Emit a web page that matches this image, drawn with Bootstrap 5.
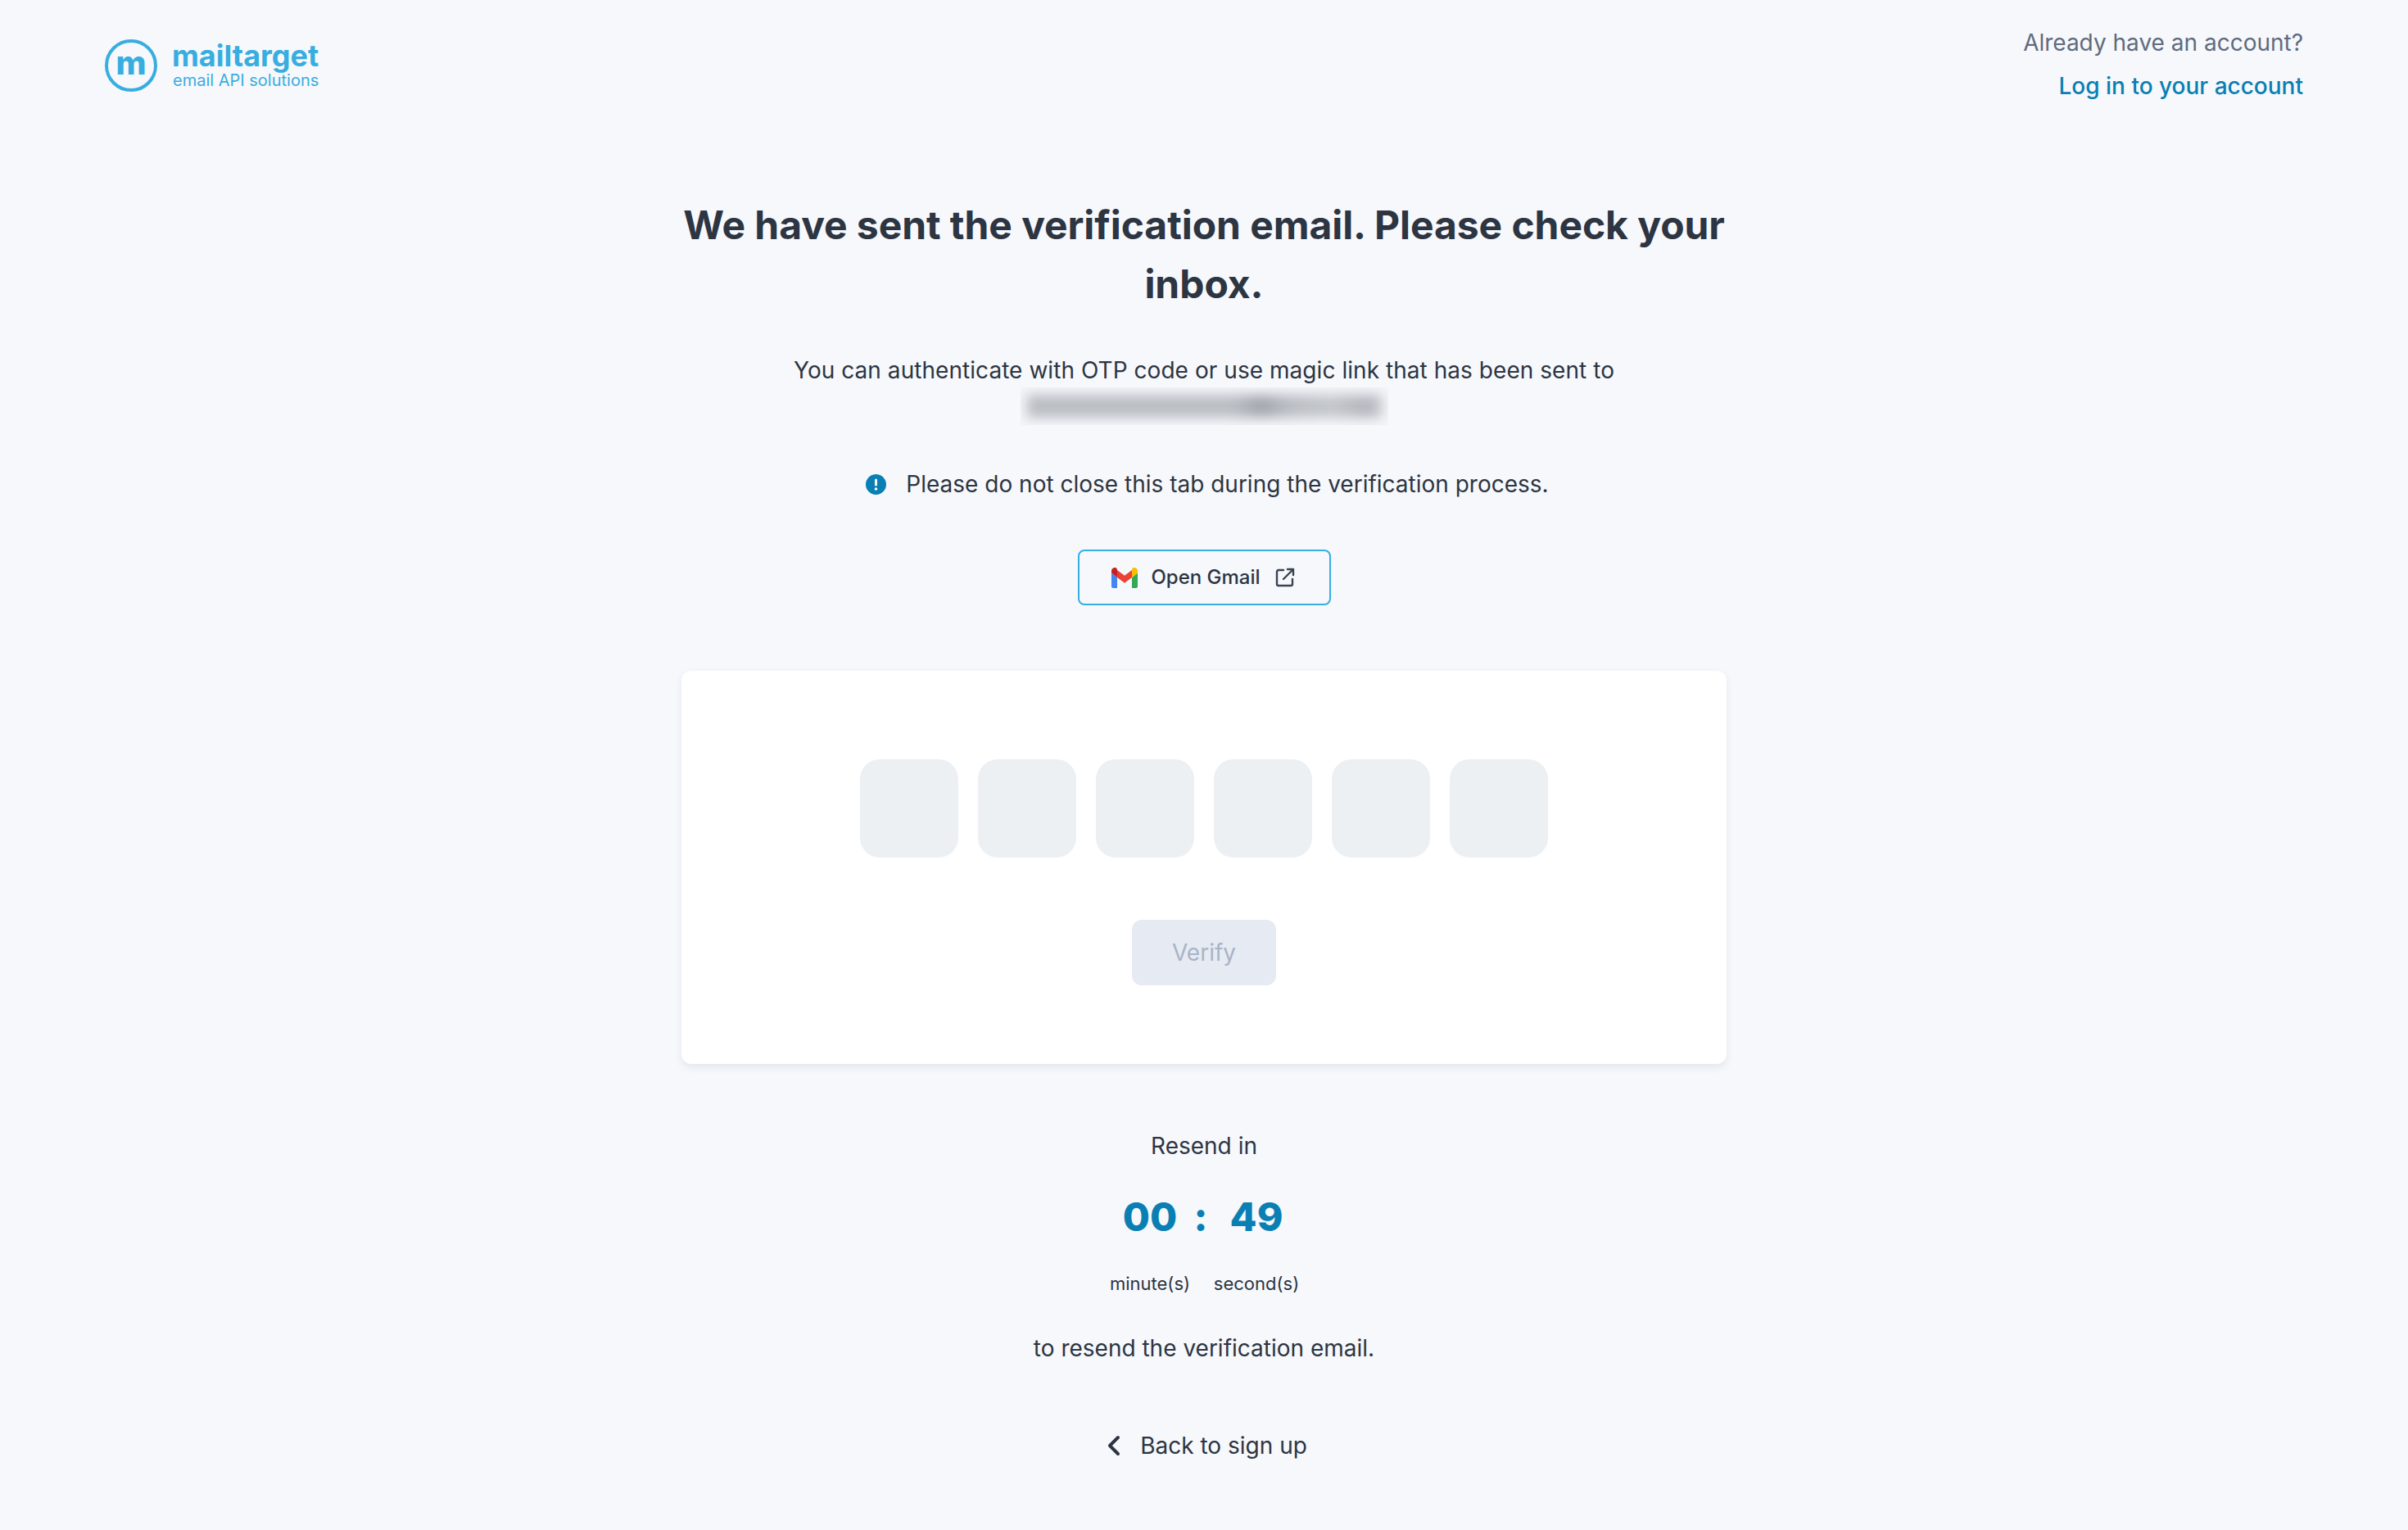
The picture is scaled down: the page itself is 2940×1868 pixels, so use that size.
<!DOCTYPE html>
<html lang="en">
<head>
  <meta charset="UTF-8" />
  <meta name="viewport" content="width=device-width, initial-scale=1.0"/>
  <title>Verify email</title>
  <link href="https://cdn.jsdelivr.net/npm/bootstrap@5.3.3/dist/css/bootstrap.min.css" rel="stylesheet"/>
  <style>
    body { background: #f6f8fc; color: #2d3542; font-family: Inter, "Liberation Sans", sans-serif; font-size: 28px; line-height: 44px; }
    .top-bar { padding: 30px 128px 0; height: 239px; }
    .top-links { line-height: 53px; margin-top: -4px; }
    .already { color: #5f6b7e; }
    .login-link { color: #0a7fb3; font-weight: 500; text-decoration: none; }
    .brand-link { margin-top: 18px; gap: 18px; }
    .brand-ring { width: 64px; height: 64px; border: 4px solid #38ade0; border-radius: 50%; color: #38ade0; font-weight: 800; font-size: 40px; line-height: 50px; }
    .brand-name { color: #38ade0; font-weight: 700; font-size: 36px; line-height: 36px; }
    .brand-sub { color: #38ade0; font-size: 20px; line-height: 24px; padding-left: 1px; }
    .main-col { width: 1276px; }
    .main-title { font-size: 48px; font-weight: 700; line-height: 72px; color: #2d3542; margin-bottom: 47px; letter-spacing: -0.06px; }
    .sent-line { letter-spacing: 0.05px; }
    .blur-box { width: 449px; height: 46px; overflow: hidden; background: #f3f5f9; margin: -1px auto 0; padding: 9px 8px; }
    .blur-smear { height: 28px; background: linear-gradient(90deg, #bbbec4 0 58%, #a3a6ad 66%, #bbbec4 74%, #c4c7cc 86%, #b4b7bd 95%, #c2c5ca 100%); filter: blur(7px); }
    .info-line { margin-top: 50px; line-height: 44px; padding-left: 8px; }
    .gmail-btn { width: 309px; height: 68px; margin-top: 58px; border: 2px solid #38ade0; border-radius: 8px; color: #2d3542; font-size: 24px; font-weight: 500; background: transparent; padding: 0 2px 0 0; }
    .ext-icon { margin-left: 18px; }
    .otp-card { height: 480px; margin-top: 80px; border: 0; border-radius: 12px; box-shadow: 0 4px 10px rgba(60, 70, 100, .1); padding-top: 108px; }
    .otp-cell { width: 120px; height: 120px; border-radius: 24px; background: #edf0f3; border: 0; }
    .verify-btn { width: 176px; height: 80px; margin-top: 76px; border: 0; border-radius: 12px; background: #e6eaf3; color: #a9b4c6; font-size: 28px; padding: 0; }
    .verify-btn:disabled { background: #e6eaf3; color: #a9b4c6; opacity: 1; }
    .resend-in { margin-top: 78px; }
    .timer-row { padding-right: 2px; }
    .timer-digits { color: #0a7fb3; font-size: 48px; font-weight: 800; line-height: 60px; margin-top: 35px; }
    .timer-col { width: 130px; }
    .timer-sep { width: 0; display: flex; justify-content: center; padding-right: 3px; box-sizing: content-box; margin-left: -3px; }
    .timer-label { font-size: 22px; line-height: 30px; margin-top: 36px; white-space: nowrap; }
    .resend-after { margin-top: 42px; }
    .back-link { color: #2d3542; text-decoration: none; margin-top: 75px; padding-left: 8px; }
  </style>
</head>
<body>
  <header class="top-bar d-flex justify-content-between align-items-start">
    <a class="brand-link d-flex align-items-center text-decoration-none" href="#">
      <span class="brand-ring d-flex justify-content-center flex-shrink-0">m</span>
      <span class="d-block">
        <span class="brand-name d-block">mailtarget</span>
        <span class="brand-sub d-block">email API solutions</span>
      </span>
    </a>
    <div class="top-links text-end">
      <div class="already">Already have an account?</div>
      <a class="login-link" href="#">Log in to your account</a>
    </div>
  </header>

  <main class="main-col mx-auto text-center">
    <h1 class="main-title">We have sent the verification email. Please check your inbox.</h1>
    <p class="sent-line mb-0">You can authenticate with OTP code or use magic link that has been sent to</p>
    <div class="blur-box"><div class="blur-smear"></div></div>

    <div class="info-line d-flex justify-content-center align-items-center gap-4">
      <svg width="25" height="25" viewBox="0 0 25 25"><circle cx="12.5" cy="12.5" r="12.5" fill="#0a7fb3"/><rect x="11" y="5.5" width="3" height="9" rx="1.5" fill="#fff"/><circle cx="12.5" cy="18" r="1.8" fill="#fff"/></svg>
      <span>Please do not close this tab during the verification process.</span>
    </div>

    <button type="button" class="btn gmail-btn d-inline-flex align-items-center justify-content-center">
      <svg class="me-3" width="32" height="25" viewBox="0 0 32 25">
        <path d="M2 25h5V12L0 6.500V23a2 2 0 0 0 2 2z" fill="#4285f4"/>
        <path d="M25 25h5a2 2 0 0 0 2-2V6.500L25 12z" fill="#34a853"/>
        <path d="M25 3v9l7-5.500V4c0-3.300-3.700-5.200-6.400-3.200z" fill="#fbbc04"/>
        <path d="M7 12V3l9 6.800L25 3v9l-9 6.800z" fill="#ea4335"/>
        <path d="M0 4v2.500L7 12V3L6.400.8C3.700-1.200 0 .7 0 4z" fill="#c5221f"/>
      </svg>
      <span>Open Gmail</span>
      <svg class="ext-icon" width="24" height="24" viewBox="0 0 24 24" fill="none" stroke="#3a4452" stroke-width="2.400" stroke-linecap="round" stroke-linejoin="round"><path d="M10 3H4a2 2 0 0 0-2 2v15a2 2 0 0 0 2 2h15a2 2 0 0 0 2-2v-6"/><path d="M15 2h7v7M22 2 10 14"/></svg>
    </button>

    <div class="card otp-card align-items-center">
      <div class="d-flex gap-4">
        <input class="otp-cell" type="text" maxlength="1" aria-label="Digit 1">
        <input class="otp-cell" type="text" maxlength="1" aria-label="Digit 2">
        <input class="otp-cell" type="text" maxlength="1" aria-label="Digit 3">
        <input class="otp-cell" type="text" maxlength="1" aria-label="Digit 4">
        <input class="otp-cell" type="text" maxlength="1" aria-label="Digit 5">
        <input class="otp-cell" type="text" maxlength="1" aria-label="Digit 6">
      </div>
      <button type="button" class="btn verify-btn" disabled>Verify</button>
    </div>

    <div class="resend-in">Resend in</div>
    <div class="timer-row d-flex justify-content-center">
      <div class="timer-col">
        <div class="timer-digits">00</div>
        <div class="timer-label">minute(s)</div>
      </div>
      <div class="timer-sep"><div class="timer-digits">:</div></div>
      <div class="timer-col">
        <div class="timer-digits">49</div>
        <div class="timer-label">second(s)</div>
      </div>
    </div>
    <div class="resend-after">to resend the verification email.</div>
    <a class="back-link d-inline-flex align-items-center gap-4" href="#">
      <svg width="16" height="26" viewBox="0 0 16 26" fill="none" stroke="#2d3542" stroke-width="4" stroke-linecap="round" stroke-linejoin="round"><path d="M13 3 3 13l10 10"/></svg>
      <span>Back to sign up</span>
    </a>
  </main>

  <script src="https://cdn.jsdelivr.net/npm/bootstrap@5.3.3/dist/js/bootstrap.bundle.min.js"></script>
</body>
</html>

········

> **SHORT EXERCISE**
Write out the data precisely as given, excluding the pictures.

> **REPLY TO THE EXERCISE**
Emit a web page that matches this image, drawn with Bootstrap 5.
The picture is scaled down: the page itself is 2940×1868 pixels, so use that size.
<!DOCTYPE html>
<html lang="en">
<head>
  <meta charset="UTF-8" />
  <meta name="viewport" content="width=device-width, initial-scale=1.0"/>
  <title>Verify email</title>
  <link href="https://cdn.jsdelivr.net/npm/bootstrap@5.3.3/dist/css/bootstrap.min.css" rel="stylesheet"/>
  <style>
    body { background: #f6f8fc; color: #2d3542; font-family: Inter, "Liberation Sans", sans-serif; font-size: 28px; line-height: 44px; }
    .top-bar { padding: 30px 128px 0; height: 239px; }
    .top-links { line-height: 53px; margin-top: -4px; }
    .already { color: #5f6b7e; }
    .login-link { color: #0a7fb3; font-weight: 500; text-decoration: none; }
    .brand-link { margin-top: 18px; gap: 18px; }
    .brand-ring { width: 64px; height: 64px; border: 4px solid #38ade0; border-radius: 50%; color: #38ade0; font-weight: 800; font-size: 40px; line-height: 50px; }
    .brand-name { color: #38ade0; font-weight: 700; font-size: 36px; line-height: 36px; }
    .brand-sub { color: #38ade0; font-size: 20px; line-height: 24px; padding-left: 1px; }
    .main-col { width: 1276px; }
    .main-title { font-size: 48px; font-weight: 700; line-height: 72px; color: #2d3542; margin-bottom: 47px; letter-spacing: -0.06px; }
    .sent-line { letter-spacing: 0.05px; }
    .blur-box { width: 449px; height: 46px; overflow: hidden; background: #f3f5f9; margin: -1px auto 0; padding: 9px 8px; }
    .blur-smear { height: 28px; background: linear-gradient(90deg, #bbbec4 0 58%, #a3a6ad 66%, #bbbec4 74%, #c4c7cc 86%, #b4b7bd 95%, #c2c5ca 100%); filter: blur(7px); }
    .info-line { margin-top: 50px; line-height: 44px; padding-left: 8px; }
    .gmail-btn { width: 309px; height: 68px; margin-top: 58px; border: 2px solid #38ade0; border-radius: 8px; color: #2d3542; font-size: 24px; font-weight: 500; background: transparent; padding: 0 2px 0 0; }
    .ext-icon { margin-left: 18px; }
    .otp-card { height: 480px; margin-top: 80px; border: 0; border-radius: 12px; box-shadow: 0 4px 10px rgba(60, 70, 100, .1); padding-top: 108px; }
    .otp-cell { width: 120px; height: 120px; border-radius: 24px; background: #edf0f3; border: 0; }
    .verify-btn { width: 176px; height: 80px; margin-top: 76px; border: 0; border-radius: 12px; background: #e6eaf3; color: #a9b4c6; font-size: 28px; padding: 0; }
    .verify-btn:disabled { background: #e6eaf3; color: #a9b4c6; opacity: 1; }
    .resend-in { margin-top: 78px; }
    .timer-row { padding-right: 2px; }
    .timer-digits { color: #0a7fb3; font-size: 48px; font-weight: 800; line-height: 60px; margin-top: 35px; }
    .timer-col { width: 130px; }
    .timer-sep { width: 0; display: flex; justify-content: center; padding-right: 3px; box-sizing: content-box; margin-left: -3px; }
    .timer-label { font-size: 22px; line-height: 30px; margin-top: 36px; white-space: nowrap; }
    .resend-after { margin-top: 42px; }
    .back-link { color: #2d3542; text-decoration: none; margin-top: 75px; padding-left: 8px; }
  </style>
</head>
<body>
  <header class="top-bar d-flex justify-content-between align-items-start">
    <a class="brand-link d-flex align-items-center text-decoration-none" href="#">
      <span class="brand-ring d-flex justify-content-center flex-shrink-0">m</span>
      <span class="d-block">
        <span class="brand-name d-block">mailtarget</span>
        <span class="brand-sub d-block">email API solutions</span>
      </span>
    </a>
    <div class="top-links text-end">
      <div class="already">Already have an account?</div>
      <a class="login-link" href="#">Log in to your account</a>
    </div>
  </header>

  <main class="main-col mx-auto text-center">
    <h1 class="main-title">We have sent the verification email. Please check your inbox.</h1>
    <p class="sent-line mb-0">You can authenticate with OTP code or use magic link that has been sent to</p>
    <div class="blur-box"><div class="blur-smear"></div></div>

    <div class="info-line d-flex justify-content-center align-items-center gap-4">
      <svg width="25" height="25" viewBox="0 0 25 25"><circle cx="12.5" cy="12.5" r="12.5" fill="#0a7fb3"/><rect x="11" y="5.5" width="3" height="9" rx="1.5" fill="#fff"/><circle cx="12.5" cy="18" r="1.8" fill="#fff"/></svg>
      <span>Please do not close this tab during the verification process.</span>
    </div>

    <button type="button" class="btn gmail-btn d-inline-flex align-items-center justify-content-center">
      <svg class="me-3" width="32" height="25" viewBox="0 0 32 25">
        <path d="M2 25h5V12L0 6.500V23a2 2 0 0 0 2 2z" fill="#4285f4"/>
        <path d="M25 25h5a2 2 0 0 0 2-2V6.500L25 12z" fill="#34a853"/>
        <path d="M25 3v9l7-5.500V4c0-3.300-3.700-5.200-6.400-3.200z" fill="#fbbc04"/>
        <path d="M7 12V3l9 6.800L25 3v9l-9 6.800z" fill="#ea4335"/>
        <path d="M0 4v2.500L7 12V3L6.400.8C3.700-1.200 0 .7 0 4z" fill="#c5221f"/>
      </svg>
      <span>Open Gmail</span>
      <svg class="ext-icon" width="24" height="24" viewBox="0 0 24 24" fill="none" stroke="#3a4452" stroke-width="2.400" stroke-linecap="round" stroke-linejoin="round"><path d="M10 3H4a2 2 0 0 0-2 2v15a2 2 0 0 0 2 2h15a2 2 0 0 0 2-2v-6"/><path d="M15 2h7v7M22 2 10 14"/></svg>
    </button>

    <div class="card otp-card align-items-center">
      <div class="d-flex gap-4">
        <input class="otp-cell" type="text" maxlength="1" aria-label="Digit 1">
        <input class="otp-cell" type="text" maxlength="1" aria-label="Digit 2">
        <input class="otp-cell" type="text" maxlength="1" aria-label="Digit 3">
        <input class="otp-cell" type="text" maxlength="1" aria-label="Digit 4">
        <input class="otp-cell" type="text" maxlength="1" aria-label="Digit 5">
        <input class="otp-cell" type="text" maxlength="1" aria-label="Digit 6">
      </div>
      <button type="button" class="btn verify-btn" disabled>Verify</button>
    </div>

    <div class="resend-in">Resend in</div>
    <div class="timer-row d-flex justify-content-center">
      <div class="timer-col">
        <div class="timer-digits">00</div>
        <div class="timer-label">minute(s)</div>
      </div>
      <div class="timer-sep"><div class="timer-digits">:</div></div>
      <div class="timer-col">
        <div class="timer-digits">49</div>
        <div class="timer-label">second(s)</div>
      </div>
    </div>
    <div class="resend-after">to resend the verification email.</div>
    <a class="back-link d-inline-flex align-items-center gap-4" href="#">
      <svg width="16" height="26" viewBox="0 0 16 26" fill="none" stroke="#2d3542" stroke-width="4" stroke-linecap="round" stroke-linejoin="round"><path d="M13 3 3 13l10 10"/></svg>
      <span>Back to sign up</span>
    </a>
  </main>

  <script src="https://cdn.jsdelivr.net/npm/bootstrap@5.3.3/dist/js/bootstrap.bundle.min.js"></script>
</body>
</html>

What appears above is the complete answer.